Model the dashed line h(x) |
We want to model that the costs are represented by the function \(h(x)\) (the dashed curve in the picture). Let's make a few assumptions:
- The function \(f(x)\) is a quadratic function while \(g(x)\) is linear.
- \(f(x)\) is convex
- We are minimizing cost (or maximizing profit)

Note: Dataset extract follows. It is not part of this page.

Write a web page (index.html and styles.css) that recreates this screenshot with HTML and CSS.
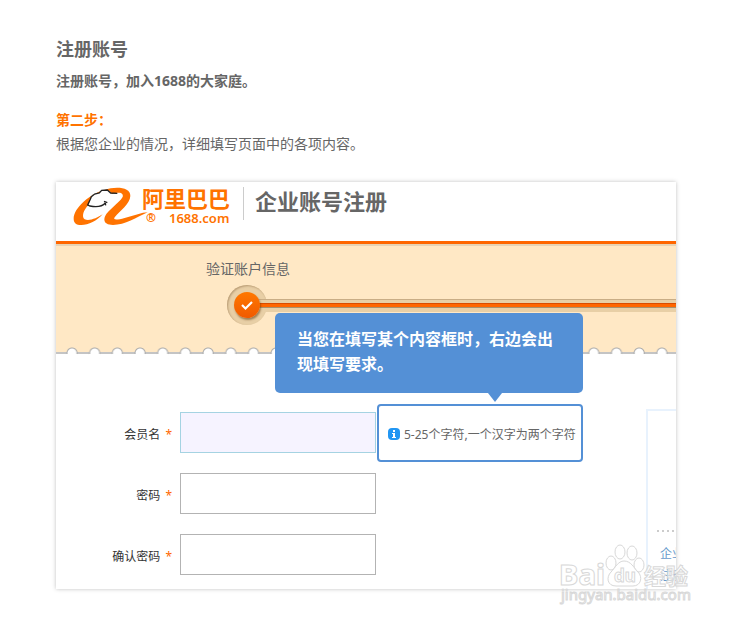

- Update: I also assume this is part of a larger problem, with multiple items. If this was the only curve, we just can use \(\min f(x) = \min x\) due to monotonicity (see comments below). If we want to minimize \(\displaystyle \sum_i \mathit{Cost}_i\) this is no longer applicable.
Choose cheapest
One way is to observe that for any \(x\) we choose the cheapest curve. I.e. we have \(\mathit{Cost}=\min(f(x),g(x))\). This can be modeled as:
\[\begin{align}\min \> & \mathit{Cost}\\ & \mathit{Cost}\ge f(x)-M\delta\\ &\mathit{Cost}\ge g(x)-M(1-\delta)\\&x \in [0,x_{max}]\\ & \delta \in \{0,1\}\end{align}\] The proper value for \(M\) would be \(M=f(x_{max})-g(x_{max})\). Basically this MIQCP (Mixed-Integer Quadratically Constrained Programming) formulation says: just choose one of the curves and ignore the other one. The objective will make sure the most expensive curve is ignored and the cheapest curve is retained. We did not have to use \(x_0\) at all in this formulation.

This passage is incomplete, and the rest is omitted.